RECORDS SHOWN:
-=-=-
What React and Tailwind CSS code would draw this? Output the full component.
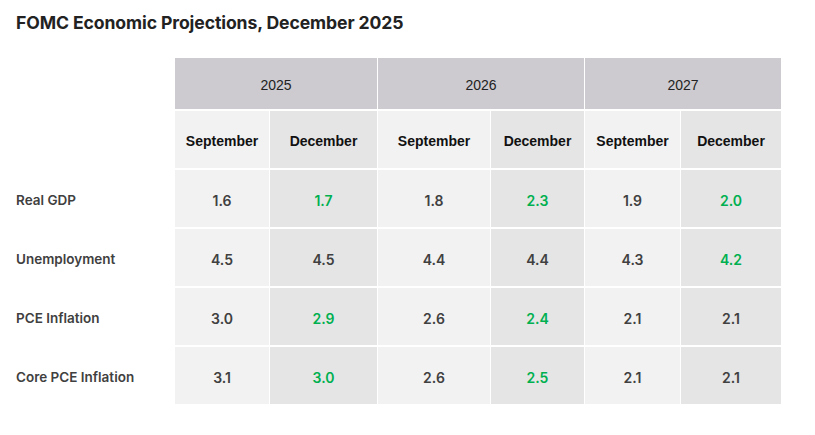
import React from 'react';

const rows = [
    { label: 'Real GDP', values: ['1.6', '1.7', '1.8', '2.3', '1.9', '2.0'], green: [1, 3, 5] },
    { label: 'Unemployment', values: ['4.5', '4.5', '4.4', '4.4', '4.3', '4.2'], green: [5] },
    { label: 'PCE Inflation', values: ['3.0', '2.9', '2.6', '2.4', '2.1', '2.1'], green: [1, 3] },
    { label: 'Core PCE Inflation', values: ['3.1', '3.0', '2.6', '2.5', '2.1', '2.1'], green: [1, 3] },
];

const years = ['2025', '2026', '2027'];

// light / dark shading alternates by column
const shade = (i) => (i % 2 === 0 ? 'bg-[#f2f2f2]' : 'bg-[#e5e5e5]');

const App = () => {
    return (
        <div className="w-[815px] h-[435px] bg-white font-['Inter',sans-serif] overflow-hidden">
            <h1 className="pl-4 pt-[11px] text-[17.6px] leading-[24px] font-bold text-[#222222] tracking-[-0.1px]">
                FOMC Economic Projections, December 2025
            </h1>

            <div className="mt-[23px] grid grid-cols-[174px_94px_107px_112px_93px_95px_100px] gap-x-px gap-y-[2px]">
                {/* Year header */}
                <div className="h-[51px]" />
                {years.map((y) => (
                    <div
                        key={y}
                        className="col-span-2 h-[51px] pt-[3px] flex items-center justify-center bg-[#cdcbd0] text-[14px] text-[#222222] font-['Liberation_Sans',sans-serif]"
                    >
                        {y}
                    </div>
                ))}

                {/* Month header */}
                <div className="h-[57px]" />
                {[0, 1, 2, 3, 4, 5].map((i) => (
                    <div
                        key={i}
                        className={`h-[57px] pt-[3px] flex items-center justify-center ${shade(i)} text-[14px] font-bold text-[#111111] font-['Liberation_Sans',sans-serif]`}
                    >
                        {i % 2 === 0 ? 'September' : 'December'}
                    </div>
                ))}

                {/* Data rows */}
                {rows.map((r) => (
                    <React.Fragment key={r.label}>
                        <div className="h-[57px] pt-[3px] flex items-center pl-4 text-[13.5px] font-semibold text-[#404040]">
                            {r.label}
                        </div>
                        {r.values.map((v, i) => (
                            <div
                                key={i}
                                className={`h-[57px] pt-[3px] flex items-center justify-center ${shade(i)} text-[14px] font-semibold ${r.green.includes(i) ? 'text-[#00b050]' : 'text-[#404040]'}`}
                            >
                                {v}
                            </div>
                        ))}
                    </React.Fragment>
                ))}
            </div>
        </div>
    );
};

export default App;
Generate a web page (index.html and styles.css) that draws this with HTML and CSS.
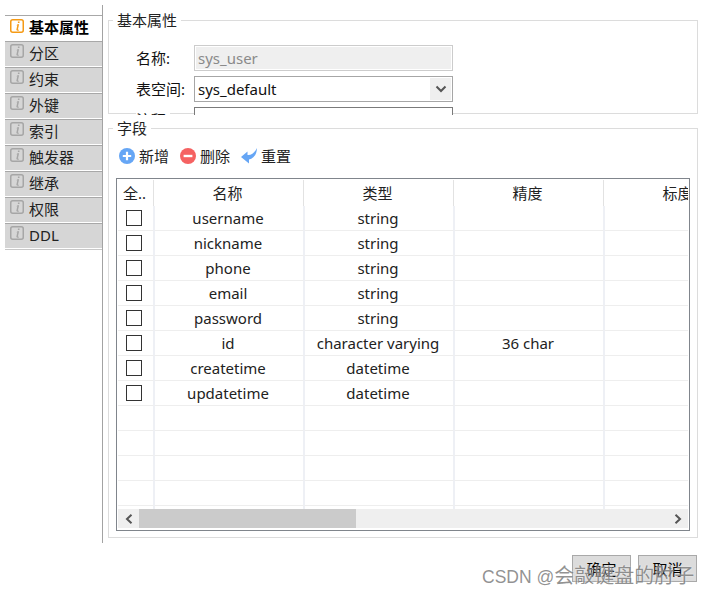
FILE: index.html
```html
<!DOCTYPE html>
<html lang="zh">
<head>
<meta charset="utf-8">
<title>基本属性</title>
<link rel="stylesheet" href="styles.css">
</head>
<body>
<svg class="defs" width="0" height="0" aria-hidden="true">
  <symbol id="info" viewBox="0 0 14 14">
    <rect x=".75" y=".75" width="12.5" height="12.5" rx="2" fill="none" stroke="currentColor" stroke-width="1.5"/>
    <path d="M7.9 2.6h1.6v1.5H7.9zM7.4 5.3h1.7L7.9 10.4c-.1.4.2.5 1 .2v.8c-1.6.6-2.7.3-2.5-.9l.9-4.2-.9.1z" fill="currentColor"/>
  </symbol>
</svg>
<div class="app">
  <nav class="sidebar">
    <ul class="tabs">
      <li class="tab tab-active"><svg class="tab-icon"><use href="#info"/></svg><span>基本属性</span></li>
      <li class="tab"><svg class="tab-icon"><use href="#info"/></svg><span>分区</span></li>
      <li class="tab"><svg class="tab-icon"><use href="#info"/></svg><span>约束</span></li>
      <li class="tab"><svg class="tab-icon"><use href="#info"/></svg><span>外键</span></li>
      <li class="tab"><svg class="tab-icon"><use href="#info"/></svg><span>索引</span></li>
      <li class="tab"><svg class="tab-icon"><use href="#info"/></svg><span>触发器</span></li>
      <li class="tab"><svg class="tab-icon"><use href="#info"/></svg><span>继承</span></li>
      <li class="tab"><svg class="tab-icon"><use href="#info"/></svg><span>权限</span></li>
      <li class="tab"><svg class="tab-icon"><use href="#info"/></svg><span>DDL</span></li>
    </ul>
  </nav>
  <main class="main">
    <fieldset class="group group-basic">
      <legend class="group-title">基本属性</legend>
      <div class="form">
        <span class="form-label"><span class="form-text">名称:</span></span>
        <div class="field field-disabled"><div class="field-fill">sys_user</div></div>
        <span class="form-label"><span class="form-text">表空间:</span></span>
        <div class="field field-select">
          <div class="field-value">sys_default</div>
          <div class="select-arrow">
            <svg width="12" height="8" viewBox="0 0 12 8"><path d="M1.5 1.5 6 6l4.5-4.5" fill="none" stroke="#555" stroke-width="2"/></svg>
          </div>
        </div>
        <span class="form-label"><span class="form-text">注释:</span></span>
        <div class="field field-plain"></div>
      </div>
    </fieldset>
    <fieldset class="group group-columns">
      <legend class="group-title">字段</legend>
      <div class="toolbar">
        <span class="tool">
          <svg width="16" height="16" viewBox="0 0 16 16"><circle cx="8" cy="8" r="8" fill="#66a6f5"/><path d="M8 3.8v8.4M3.8 8h8.4" stroke="#fff" stroke-width="2.2"/></svg>
          新增
        </span>
        <span class="tool">
          <svg width="16" height="16" viewBox="0 0 16 16"><circle cx="8" cy="8" r="8" fill="#f56262"/><path d="M3.6 8h8.8" stroke="#fff" stroke-width="2.4"/></svg>
          删除
        </span>
        <span class="tool">
          <svg width="16" height="16" viewBox="0 0 16 16"><path d="M16 0C15.800 6 13 10.500 8 11.500V15.500L0 9 6.500 3.500V7C10 7.500 13.500 5 16 0z" fill="#66a6f5"/></svg>
          重置
        </span>
      </div>
      <div class="grid-box">
        <div class="grid-view">
          <table class="grid">
            <colgroup><col class="col-check"><col class="col-data"><col class="col-data"><col class="col-data"><col class="col-data"></colgroup>
            <thead>
              <tr><th>全..</th><th>名称</th><th>类型</th><th>精度</th><th>标度</th></tr>
            </thead>
            <tbody>
              <tr><td><span class="check"></span></td><td>username</td><td>string</td><td></td><td></td></tr>
              <tr><td><span class="check"></span></td><td>nickname</td><td>string</td><td></td><td></td></tr>
              <tr><td><span class="check"></span></td><td>phone</td><td>string</td><td></td><td></td></tr>
              <tr><td><span class="check"></span></td><td>email</td><td>string</td><td></td><td></td></tr>
              <tr><td><span class="check"></span></td><td>password</td><td>string</td><td></td><td></td></tr>
              <tr><td><span class="check"></span></td><td>id</td><td>character varying</td><td>36 char</td><td></td></tr>
              <tr><td><span class="check"></span></td><td>createtime</td><td>datetime</td><td></td><td></td></tr>
              <tr><td><span class="check"></span></td><td>updatetime</td><td>datetime</td><td></td><td></td></tr>
              <tr><td></td><td></td><td></td><td></td><td></td></tr>
              <tr><td></td><td></td><td></td><td></td><td></td></tr>
              <tr><td></td><td></td><td></td><td></td><td></td></tr>
              <tr><td></td><td></td><td></td><td></td><td></td></tr>
              <tr><td></td><td></td><td></td><td></td><td></td></tr>
            </tbody>
          </table>
        </div>
        <div class="scrollbar">
          <span class="scroll-btn"><svg width="8" height="10" viewBox="0 0 8 10"><path d="M6.500 .8 2 5l4.500 4.200" fill="none" stroke="#555" stroke-width="2"/></svg></span>
          <span class="scroll-thumb"></span>
          <span class="scroll-rest"></span>
          <span class="scroll-btn"><svg width="8" height="10" viewBox="0 0 8 10"><path d="M1.500 .8 6 5 1.500 9.200" fill="none" stroke="#555" stroke-width="2"/></svg></span>
        </div>
      </div>
    </fieldset>
    <div class="actions">
      <button class="btn" type="button">确定</button>
      <button class="btn" type="button">取消</button>
    </div>
  </main>
</div>
<div class="watermark"><span class="wm-latin">CSDN @</span><span class="wm-cjk">会敲键盘的肘子</span></div>
</body>
</html>
```
FILE: styles.css
```css
* { box-sizing: border-box; }
html, body { margin: 0; padding: 0; background: #fff; }
body {
  width: 708px;
  height: 594px;
  overflow: hidden;
  position: relative;
  font-family: "Noto Sans", "Noto Sans CJK SC", sans-serif;
  font-size: 15px;
  color: #111;
}
.defs { position: absolute; }
.app { display: flex; padding: 5px 0 0 5px; gap: 5px; }

.sidebar {
  width: 98px;
  height: 538px;
  padding-top: 10px;
  border-right: 1px solid #a3a3a3;
}
.tabs { list-style: none; margin: 0; padding: 0; border-top: 1px solid #a8a8a8; }
.tab {
  height: 26px;
  display: flex;
  align-items: center;
  gap: 5px;
  padding: 0 0 3px 5px;
  background: #d6d6d6;
  border-top: 1px solid #a8a8a8;
  border-bottom: 1px solid #fff;
  line-height: 20px;
  color: #222;
}
.tab-icon { width: 14px; height: 14px; color: #a6a6a6; flex: none; margin-top: -3px; }
.tab-active {
  height: 25px;
  background: #fff;
  border: 0;
  font-weight: 700;
  color: #000;
}
.tab-active .tab-icon { color: #f59a14; }
.tab:last-child { box-shadow: 0 1px 0 #c8c8c8; }

.main { width: 590px; padding-top: 5px; display: flex; flex-direction: column; }
.group {
  margin: 0;
  padding: 0;
  min-width: 0;
  border: 1px solid #dcdcdc;
}
.group-title { margin-left: 4px; padding: 0 4px; line-height: 20px; color: #222; }
.group-basic { height: 104px; margin-bottom: 4px; }
.form {
  height: 85px;
  overflow: hidden;
  padding: 15px 0 0 27px;
  display: grid;
  grid-template-columns: 58px 259px;
  grid-auto-rows: 26px;
  row-gap: 5px;
}
.form-label { line-height: 26px; }
.form-text { background: #fff; }
.field { height: 26px; line-height: 24px; border: 1px solid #a6a6a6; background: #fff; }
.field-disabled { border-color: #ccc; padding: 1px; }
.field-fill { height: 22px; line-height: 22px; background: #efefef; color: #8a8a8a; padding-left: 2px; }
.field-select { display: flex; justify-content: space-between; padding: 1px; line-height: 22px; }
.field-value { padding-left: 2px; color: #111; }
.select-arrow {
  width: 21px;
  background: #efefef;
  display: flex;
  align-items: center;
  justify-content: center;
}
.field-plain { border-color: #7a7a7a; }

.group-columns { padding: 0 7px 6px; }
.group-columns .group-title { margin-left: -3px; }
.toolbar { display: flex; gap: 11px; height: 20px; margin: 8px 0 12px; padding-left: 3px; }
.tool { display: flex; align-items: center; gap: 4px; line-height: 20px; color: #222; }
.tool svg { flex: none; }

.grid-box {
  width: 574px;
  height: 353px;
  border: 1px solid #80858c;
  padding: 1px 1px 1px;
  display: flex;
  flex-direction: column;
}
.grid-view { flex: 1; min-height: 0; overflow: hidden; }
.grid { table-layout: fixed; width: 636px; border-collapse: separate; border-spacing: 0; }
.col-check { width: 36px; }
.col-data { width: 150px; }
.grid th {
  height: 26px;
  padding: 0 2px 2px 0;
  font-weight: 400;
  color: #222;
  text-align: center;
  white-space: nowrap;
  overflow: hidden;
  border-right: 1px solid #e2e2e2;
  border-bottom: 0;
}
.grid td {
  height: 25px;
  padding: 0;
  text-align: center;
  color: #222;
  line-height: 24px;
  border-bottom: 1px solid #eeeeee;
  border-right: 1px solid #eef0f5;
}
.grid td + td { border-left: 1px solid #eef0f5; padding-right: 2px; }
.check {
  display: block;
  width: 16px;
  height: 16px;
  margin-left: 8px;
  border: 1px solid #333;
  background: #fff;
}
.scrollbar { display: flex; flex: none; height: 19px; margin-bottom: 1px; background: #efefef; }
.scroll-btn { width: 21px; display: flex; align-items: center; justify-content: center; }
.scroll-thumb { width: 217px; background: #cbcbcb; }
.scroll-rest { flex: 1; }

.actions { display: flex; justify-content: flex-end; gap: 7px; margin: 17px 1px 0 0; }
.btn {
  width: 59px;
  height: 27px;
  padding: 0;
  font: inherit;
  color: #000;
  background: #dcdcdc;
  border: 1px solid #a9a9a9;
}
.watermark {
  position: absolute;
  left: 482px;
  top: 562px;
  white-space: nowrap;
  line-height: 26px;
  color: rgba(110, 110, 110, .75);
  text-shadow: 0 0 2px rgba(255, 255, 255, .8);
}
.wm-latin { font: 17.5px/26px "Liberation Sans", sans-serif; }
.wm-cjk { font: 20px/26px "Noto Sans CJK SC", sans-serif; }
```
-=-=-
STATED TASK:
Beginning with the first line of the records above, extract each line exactly through the line that holds "const years = ['2025', '2026', '2027'];", both ends included. Omit pictures.

WRITTEN ANSWER:
What React and Tailwind CSS code would draw this? Output the full component.
import React from 'react';

const rows = [
    { label: 'Real GDP', values: ['1.6', '1.7', '1.8', '2.3', '1.9', '2.0'], green: [1, 3, 5] },
    { label: 'Unemployment', values: ['4.5', '4.5', '4.4', '4.4', '4.3', '4.2'], green: [5] },
    { label: 'PCE Inflation', values: ['3.0', '2.9', '2.6', '2.4', '2.1', '2.1'], green: [1, 3] },
    { label: 'Core PCE Inflation', values: ['3.1', '3.0', '2.6', '2.5', '2.1', '2.1'], green: [1, 3] },
];

const years = ['2025', '2026', '2027'];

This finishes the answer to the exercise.